GL11 Project plays host for lunches provided by Stroud District Council's Neighbourhood Wardens to the most vulnerable in the community funded by Age Concern UK and Community Safety Partnership
3:00pm Wednesday 30th January 2013 in News By Daniel Chipperfield, senior reporter covering Dursley, Cam, Wotton-under-Edge, Sharpness, Slimbridge, Berkeley, Coaley, Uley, North Nibley, Stinchcombe and Cambridge
A CAM community centre has played host for several lunches with the aim of helping the most vulnerable in our community form new bonds.
At the GL11 Project centre in Fairmead, Neighbourhood Wardens provided an enjoyable two-course lunch and transport for 60 people over three separate events.
The aim of the event, funded with a grant from Age Concern UK, was to combat the loneliness elderly people often suffer as well as an opportunity to provide health and well-being and crime prevention information packs. In addition, funds were matched by Stroud District Council’s community safety partnership, who also helped out at the events.
Manager of the GL11 centre Ann Wheeler said the council was keen to see if the centre could accommodate people for the community lunches over the Christmas period.
"They seem to have very much enjoyed the social aspect of it but have also enjoyed the two-course meal provided for them," she said.
"What we want to do here at GL11 is find out what there needs are and react accordingly.
"It is very much a pivotal part of the support we provide here as people can come and raise their concerns. Making sure they have access to the right information and help.
"We are all about having and making a social experience, having fun and meeting up with new people."
Another planned purpose of the event was to encourage people from around the district to form friendships and contacts with each other.

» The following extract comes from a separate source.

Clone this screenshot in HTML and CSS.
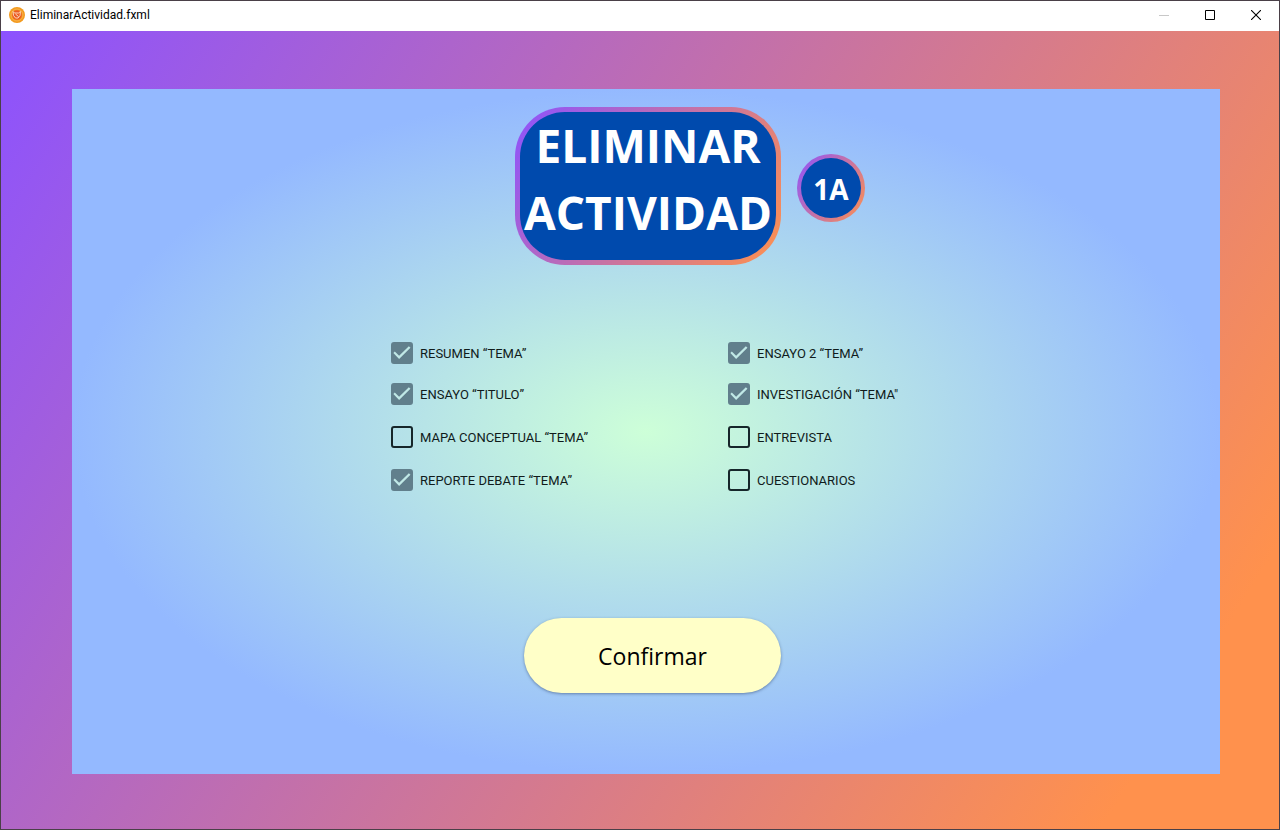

In addition the lunches are hoped to expand the contacts for both the GL11 project and the Community Safety Partnership so that they can invite people to any future community events.
Stroud District Council health and wellbeing officer Dilys Warren said it was a good situation for everybody involved.
"It is good just to get people together who would otherwise be on their own," she said.
"We recognise that being lonely should not be an inevitable part of ageing and it is never too late to improve our communities well-being."